Serverless chains are fragile. If service A calls B, and B calls C, and C fails, the failure propagates. A circuit breaker on B’s call to C will cause B to open its circuit after a few failures. Now, requests from A to B are immediately rejected with a fallback, preventing B from exhausting its concurrency limit and becoming a bottleneck. This isolates the fault to its origin.

Faster Recovery – Self-Healing Without Manual Intervention

When a circuit is open, the failing service gets a rest period. No requests are sent, allowing it to recover (e.g., restart, clear a memory leak, or reconfigure). The half-open state periodically probes the service. Once it responds successfully, the circuit closes automatically. This self-healing is vital for serverless where debugging live functions is difficult.

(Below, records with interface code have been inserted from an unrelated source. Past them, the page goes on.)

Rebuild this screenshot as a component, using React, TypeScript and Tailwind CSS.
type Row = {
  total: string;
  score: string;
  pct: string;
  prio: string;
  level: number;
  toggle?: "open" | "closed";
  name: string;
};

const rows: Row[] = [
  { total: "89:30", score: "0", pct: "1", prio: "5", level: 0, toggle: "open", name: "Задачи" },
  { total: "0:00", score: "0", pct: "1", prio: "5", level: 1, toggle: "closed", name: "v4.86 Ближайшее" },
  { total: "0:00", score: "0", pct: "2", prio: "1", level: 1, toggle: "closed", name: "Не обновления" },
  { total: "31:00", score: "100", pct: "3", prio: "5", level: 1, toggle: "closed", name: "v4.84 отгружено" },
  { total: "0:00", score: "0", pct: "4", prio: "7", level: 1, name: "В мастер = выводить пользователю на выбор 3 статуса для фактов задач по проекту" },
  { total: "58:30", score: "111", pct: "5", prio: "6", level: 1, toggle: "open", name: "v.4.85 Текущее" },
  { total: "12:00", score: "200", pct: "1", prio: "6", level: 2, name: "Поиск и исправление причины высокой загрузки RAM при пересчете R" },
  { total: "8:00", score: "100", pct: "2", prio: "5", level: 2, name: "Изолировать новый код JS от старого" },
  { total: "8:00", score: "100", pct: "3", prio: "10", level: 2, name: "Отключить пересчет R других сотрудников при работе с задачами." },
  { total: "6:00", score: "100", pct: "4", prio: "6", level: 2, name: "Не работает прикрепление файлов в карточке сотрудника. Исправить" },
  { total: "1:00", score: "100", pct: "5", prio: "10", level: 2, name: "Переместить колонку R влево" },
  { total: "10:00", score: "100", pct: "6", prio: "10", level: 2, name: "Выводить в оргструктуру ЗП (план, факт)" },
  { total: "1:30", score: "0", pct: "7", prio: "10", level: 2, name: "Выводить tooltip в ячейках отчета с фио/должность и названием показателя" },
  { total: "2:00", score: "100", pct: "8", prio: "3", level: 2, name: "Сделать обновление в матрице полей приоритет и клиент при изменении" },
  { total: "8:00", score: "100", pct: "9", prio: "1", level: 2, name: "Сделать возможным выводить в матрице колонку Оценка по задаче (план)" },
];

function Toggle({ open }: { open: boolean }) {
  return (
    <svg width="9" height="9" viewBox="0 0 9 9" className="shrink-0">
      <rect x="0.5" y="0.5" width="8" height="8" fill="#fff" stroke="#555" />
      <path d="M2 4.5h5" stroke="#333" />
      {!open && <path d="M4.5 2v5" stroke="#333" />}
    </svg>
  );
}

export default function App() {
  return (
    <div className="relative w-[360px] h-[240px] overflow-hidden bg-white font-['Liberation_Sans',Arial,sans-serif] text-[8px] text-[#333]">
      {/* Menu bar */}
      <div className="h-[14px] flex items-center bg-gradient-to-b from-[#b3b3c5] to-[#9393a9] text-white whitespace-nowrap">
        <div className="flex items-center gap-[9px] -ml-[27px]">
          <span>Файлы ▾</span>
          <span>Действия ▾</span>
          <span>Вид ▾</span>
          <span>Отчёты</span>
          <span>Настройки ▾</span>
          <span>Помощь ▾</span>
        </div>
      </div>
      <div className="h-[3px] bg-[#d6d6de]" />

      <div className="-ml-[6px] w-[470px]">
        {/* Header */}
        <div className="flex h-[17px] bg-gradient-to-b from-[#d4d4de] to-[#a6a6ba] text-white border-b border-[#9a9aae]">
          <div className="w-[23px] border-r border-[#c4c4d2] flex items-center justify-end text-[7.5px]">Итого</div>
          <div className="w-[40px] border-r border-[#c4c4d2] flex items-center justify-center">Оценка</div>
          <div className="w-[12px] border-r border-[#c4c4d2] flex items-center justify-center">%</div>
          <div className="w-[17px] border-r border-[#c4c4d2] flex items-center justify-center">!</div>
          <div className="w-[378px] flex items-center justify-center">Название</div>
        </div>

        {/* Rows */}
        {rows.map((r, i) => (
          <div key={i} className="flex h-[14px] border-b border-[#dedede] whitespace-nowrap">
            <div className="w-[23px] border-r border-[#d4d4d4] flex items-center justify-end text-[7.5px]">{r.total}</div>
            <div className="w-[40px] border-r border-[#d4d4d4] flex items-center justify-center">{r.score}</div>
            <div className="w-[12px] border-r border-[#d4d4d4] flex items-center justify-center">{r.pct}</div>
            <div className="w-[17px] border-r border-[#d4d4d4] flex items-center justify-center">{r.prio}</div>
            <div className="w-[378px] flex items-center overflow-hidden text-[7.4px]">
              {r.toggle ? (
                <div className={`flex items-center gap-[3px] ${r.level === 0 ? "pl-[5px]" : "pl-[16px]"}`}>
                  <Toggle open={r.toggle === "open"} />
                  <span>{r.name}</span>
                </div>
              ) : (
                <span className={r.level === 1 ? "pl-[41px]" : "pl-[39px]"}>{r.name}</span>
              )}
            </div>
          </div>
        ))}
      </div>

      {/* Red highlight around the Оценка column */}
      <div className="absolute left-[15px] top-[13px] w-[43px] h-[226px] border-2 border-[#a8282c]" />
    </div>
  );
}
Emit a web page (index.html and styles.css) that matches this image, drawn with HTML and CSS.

Enhanced User Experience – Graceful Degradation

Instead of showing a generic “Server Error” page or spinning loader, you can return stale data, a simplified version of the feature, or a friendly message. For example, a product recommendation service might use a circuit breaker: when open, the product page shows “Recommendations temporarily unavailable” rather than failing entirely.

Cost Savings – Avoiding Unnecessary Invocations

Serverless pricing is based on requests and duration. When a downstream service is failing, continuing to call it wastes money. Each invocation of your function that immediately fails (or that results in a timeout waiting for the downstream) still costs. A circuit breaker stops these calls, reducing costs during failure windows.

Best Practices for Deploying Circuit Breakers

Implementing a circuit breaker is not a one-size-fits-all activity. Use these practices to maximize effectiveness in a serverless environment.

Set Appropriate Failure Thresholds and Timeouts

Base thresholds on realistic SLAs. For example, if your downstream service aims for 99.9% uptime, a threshold of 5 failures per minute may be too sensitive (it could open during minor blips). Start with a higher threshold (e.g., 20% error rate over a 1-minute window) and adjust using monitoring data. Timeouts should be slightly longer than the downstream service’s typical response time but shorter than your function’s overall timeout.

Implement Fallback Mechanisms

Every open-circuit request should have a fallback. Options include:

  • Retrieve cached data (from ElastiCache, CloudFront, or a database).
  • Queue the request for later processing (e.g., SQS DLQ).
  • Return a default value or static response.
  • Redirect to a degraded version of the feature (e.g., disable personalization).

Fallbacks should be idempotent where possible, especially for writes.

Monitor and Log Circuit States

Instrument your circuit breaker to log every state change and failure metric. Use CloudWatch Metrics (e.g., custom metrics for circuit open count, half-open trials, fallback usage). Set alarms: if a circuit stays open for an extended period, notify operations. Also log the reason for failure – timeout, error code, etc. – to aid debugging.

Combine with Other Resilience Patterns

  • Retry: Use a retry pattern inside the circuit breaker, but with exponential backoff and jitter. The circuit breaker itself should not retry; instead, the client call is wrapped with a retry policy (e.g., AWS SDK’s built-in retries). The circuit breaker opens after all retries have failed.
  • Bulkhead: Isolate resources by function or service. For example, reserve a concurrency limit for critical vs. non-critical functions. When a circuit opens, it reduces load on the failing service, preventing it from affecting other parts of the system.
  • Timeout: Always set a timeout on downstream calls – shorter than the breaker’s failure window. This prevents long hanging requests from skewing the failure count.
  • Health check endpoints: Use a background process (e.g., a CloudWatch scheduled event) to periodically invoke a health check endpoint. If the health check fails, preemptively open the circuit before users are affected.

Test Your Circuit Breaker Under Failure

Chaos engineering is your friend. Use tools like AWS Fault Injection Simulator (FIS) to inject failures into your downstream services and observe the circuit breaker behavior. Verify that:

  • The circuit opens within the expected timeframe.
  • Fallbacks execute correctly.
  • The circuit recovers (half-open then closed) after the fault is resolved.
  • No false positives occur under normal load spikes.

Testing in a staging environment that mirrors production is essential. Document the expected behavior and run drills regularly.

Use an External State Store with TTL

In serverless, you cannot rely on local memory across invocations. Use DynamoDB, ElastiCache for Redis, or a made service like Eureka. Set a Time-to-Live (TTL) on the state record so that if your function is inactive for a long period, the circuit automatically resets to closed. This prevents a stale open state from blocking traffic after a service has recovered.

Conclusion

As serverless becomes the backbone of modern applications, resilience patterns like the Circuit Breaker are no longer optional—they are essential for cost control, uptime, and user satisfaction. By understanding the state machine, implementing it correctly within the constraints of your serverless platform (API Gateway, function code, or Step Functions), and following best practices for monitoring and testing, you can build systems that gracefully degrade under failure and recover without manual intervention.

The circuit breaker pattern is just one piece of the resilience puzzle. Combine it with retries, bulkheads, health checks, and comprehensive observability to create truly robust serverless architectures. Start small, monitor closely, and iterate.